* Set problem
Print exactly the lines from the first one down to the line that contains "string; name: string;", both included, and skip the pictures.
··· Recorded information
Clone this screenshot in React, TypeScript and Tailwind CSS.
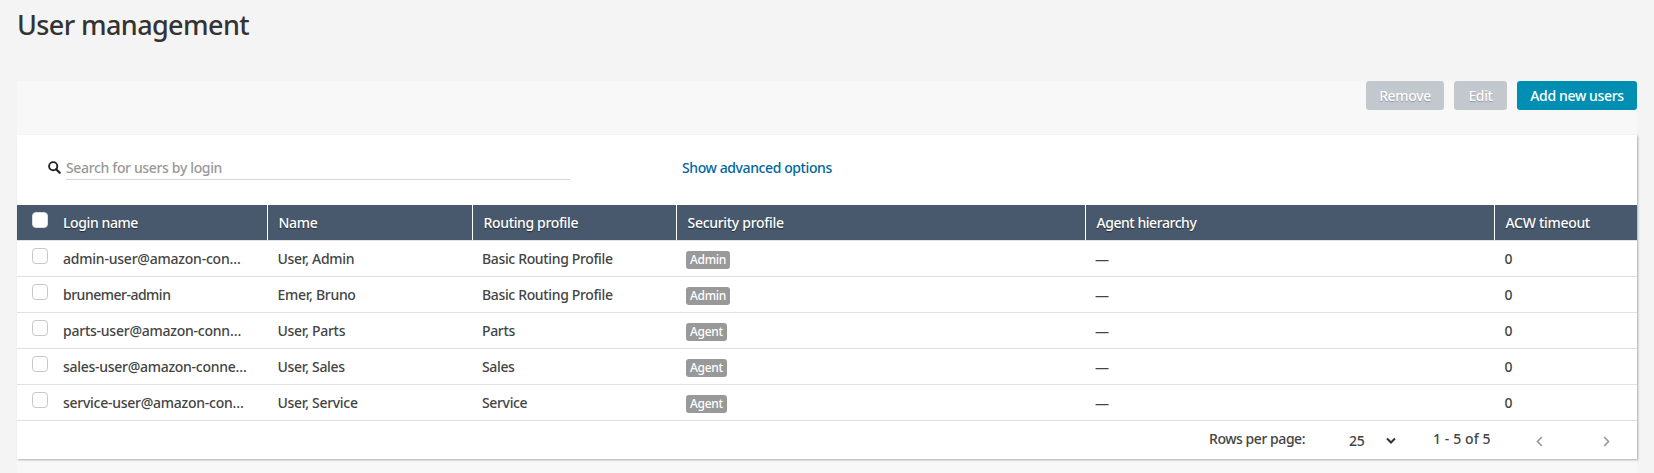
import React from "react";

type User = { login: string; name: string; routing: string; security: string; tracking: string };

const users: User[] = [
  { login: "admin-user@amazon-con…", name: "User, Admin", routing: "Basic Routing Profile", security: "Admin", tracking: "tracking-[-0.22px]" },
  { login: "brunemer-admin", name: "Emer, Bruno", routing: "Basic Routing Profile", security: "Admin", tracking: "tracking-[-0.5px]" },
  { login: "parts-user@amazon-conn…", name: "User, Parts", routing: "Parts", security: "Agent", tracking: "tracking-[-0.24px]" },
  { login: "sales-user@amazon-conne…", name: "User, Sales", routing: "Sales", security: "Agent", tracking: "tracking-[-0.28px]" },
  { login: "service-user@amazon-con…", name: "User, Service", routing: "Service", security: "Agent", tracking: "tracking-[-0.26px]" },
];

const columns = "grid grid-cols-[251px_205px_204px_409px_409px_142px]";
const textShadow = "[text-shadow:0_1px_1px_rgba(0,0,0,0.5)]";

function Checkbox({ header = false }: { header?: boolean }) {
  return (
    <span
      className={`block size-4 shrink-0 rounded-[4px] border bg-white ${header ? "border-[#dcdcdc]" : "border-[#c8c8c8]"}`}
    />
  );
}

function HeaderCell({ children, last = false }: { children: React.ReactNode; last?: boolean }) {
  return (
    <div className={`flex items-center pl-[10.5px] ${last ? "" : "border-r border-white"}`}>{children}</div>
  );
}

export default function App() {
  return (
    <div className="h-[473px] w-[1654px] overflow-hidden bg-[#f4f4f4] px-[17px] font-['Noto_Sans',sans-serif] text-[14px] leading-5 font-medium tracking-[-0.3px] text-[#444]">
      <h1 className="h-[81px] pt-[5px] text-[27px] leading-10 font-medium tracking-[-0.6px] text-[#333]">
        User management
      </h1>
      <main className="h-[392px] bg-[#f8f8f8]">
        <div className={`flex h-[54px] items-start justify-end gap-[10px] tracking-[-0.35px] text-white ${textShadow}`}>
          <button className="h-[29px] w-[78px] rounded-[3px] bg-[#c3c8cf] [text-shadow:0_1px_1px_rgba(0,0,0,0.25)]">Remove</button>
          <button className="h-[29px] w-[53px] rounded-[3px] bg-[#c3c8cf] [text-shadow:0_1px_1px_rgba(0,0,0,0.25)]">Edit</button>
          <button className="h-[29px] w-[120px] rounded-[3px] bg-[#008fb2]">Add new users</button>
        </div>
        <section className="h-[324px] bg-white shadow-[1px_1px_2px_rgba(0,0,0,0.3)]">
          <div className="flex h-[70px] items-start pl-[31px]">
            <svg className="mt-[26px] size-[13px] shrink-0" viewBox="0 0 13 13" fill="none" stroke="#222">
              <circle cx="5.2" cy="5.2" r="4.1" strokeWidth="1.9" />
              <path d="M8.2 8.2 11.7 11.7" strokeWidth="2.3" strokeLinecap="round" />
            </svg>
            <div className="mt-[23px] ml-[5px] h-[22px] w-[504px] border-b border-[#d5d5d5] tracking-[-0.35px] text-[#999]">
              Search for users by login
            </div>
            <a className="mt-[23px] ml-[112px] tracking-[-0.4px] text-[#0067a0]">Show advanced options</a>
          </div>
          <div className={`${columns} h-[35px] bg-[#48596d] text-white ${textShadow}`}>
            <div className="flex items-start border-r border-white pl-[15px]">
              <span className="pt-[7px]"><Checkbox header /></span>
              <span className="pt-[8px] pl-[15px] tracking-[-0.4px]">Login name</span>
            </div>
            <HeaderCell>Name</HeaderCell>
            <HeaderCell><span className="tracking-[-0.35px]">Routing profile</span></HeaderCell>
            <HeaderCell>Security profile</HeaderCell>
            <HeaderCell><span className="tracking-[-0.45px]">Agent hierarchy</span></HeaderCell>
            <HeaderCell last>ACW timeout</HeaderCell>
          </div>
          {users.map((u) => (
            <div key={u.login} className={`${columns} h-9 items-start border-t border-[#e1e1e1]`}>
              <div className="flex items-start pl-[15px]">
                <span className="pt-[7px]"><Checkbox /></span>
                <span className={`pt-[8px] pl-[15px] whitespace-nowrap ${u.tracking}`}>{u.login}</span>
              </div>
              <span className="pt-[8px] pl-[9.5px]">{u.name}</span>
              <span className="pt-[8px] pl-[9px] tracking-[-0.35px]">{u.routing}</span>
              <div className="flex pt-[10px] pl-[9px]">
                <span className="h-[18px] rounded-[3px] bg-[#999] px-[4px] text-[12px] leading-[18px] text-white">{u.security}</span>
              </div>
              <span className="pt-[8px] pl-[9px] font-semibold">—</span>
              <span className="pt-[8px] pl-[9.5px]">0</span>
            </div>
          ))}
          <div className="flex h-[39px] items-start border-t border-[#e1e1e1] pl-[1192px]">
            <span className="mt-[8px] w-[140px] tracking-[-0.45px]">Rows per page:</span>
            <span className="mt-[10px] w-[37px]">25</span>
            <svg className="mt-[15px] size-[10px]" viewBox="0 0 10 10" fill="none" stroke="#333" strokeWidth="2">
              <path d="M1 2.5 5 6.5 9 2.5" />
            </svg>
            <span className="mt-[8px] ml-[37px] w-[103px] tracking-[0.1px]">1 - 5 of 5</span>
            <svg className="mt-[15px] h-[11px] w-[7px]" viewBox="0 0 7 11" fill="none" stroke="#999" strokeWidth="1.7">
              <path d="M5.8 1 1.5 5.5 5.8 10" />
            </svg>
            <svg className="mt-[15px] ml-[60px] h-[11px] w-[7px]" viewBox="0 0 7 11" fill="none" stroke="#999" strokeWidth="1.7">
              <path d="M1.2 1 5.5 5.5 1.2 10" />
            </svg>
          </div>
        </section>
      </main>
    </div>
  );
}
······
* Answer
Clone this screenshot in React, TypeScript and Tailwind CSS.
import React from "react";

type User = { login: string; name: string; routing: string; security: string; tracking: string };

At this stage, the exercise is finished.